So life went along with little thought to this call that may or may not come.  In fact, on one June afternoon, it was the furthest things from our minds.  What was on our minds was that the next day, eight people were coming from Missouri to help us with our work in Hawaii.

With a group on its way, we were busy making last minute preparations.  I was finalizing where they would stay and Samantha and I were running errands buying food and supplies for the week of working with this group.  We were in the parking lot of the Ewa Beach Safeway when the call came.

“Can you take a young boy?”
“Yes!  When?”
“Can you pick him up at 3pm today?” (it was already one o’clock)

We had very little information.  There was confusion about his name and his age, but he was in a shelter that was unsuitable for a child his age and needed placement immediately.  Of course we agreed.

We called the group and told them of the changes.  We began searching for a bed and a carseat.
At 3pm we went to a local urgent care clinic.  We were told that it was routine procedure for the child to undergo a physical when changing placements.  There was no social worker.  Kerry was brought by a courier who had him tucked under his arm like a package.  Samantha immediately took him and hugged him.  Kerry was understandably scared, so while Samantha argued with someone from child services on the telephone (they had none of the right paperwork for his physical), Caleb found a toy and began to play with him.  Slowly, Kerry warmed up, but he clung to Samantha as much as he could.

I once heard a comedian say that having a two year old is like inviting a raccoon on speed into your home.  We always said that Kerry came in to our family like the Tasmanian Devil.  We had a lot we all had to learn about each other, but this is what we know of Kerry:
  • His imagination is huge and he is always ready to call up some superpower when a battle must be fought.
  • He is quick to say, “I love you.”  He says it frequently.
  • He loves birthdays:  his own or someone else’s 
  • He loves music.
  • There is no higher compliment than to be called his friend.
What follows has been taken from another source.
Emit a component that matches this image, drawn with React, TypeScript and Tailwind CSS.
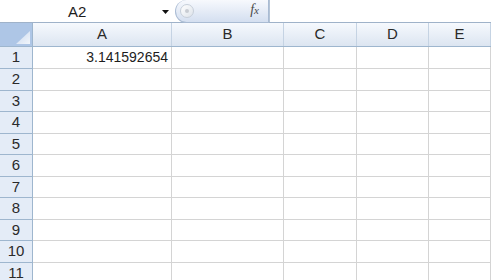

Eventually we received one of the greatest gifts anyone could bestow.  His biological family asked if we would adopt him.  That is a humbling honor, and one we cherish daily.

Social services drug their feet but on October 5, 2015, the day came.  We swore in court to be his parents.  The judge invited all of us for a picture behind the bench.  One day Kerry saw the picture and exclaimed, “I know what that is!”

“What is it?”  I asked.
“That’s when I turned Davis!”

Indeed it is.  We love you, Kerry.  Happy Gotcha Day!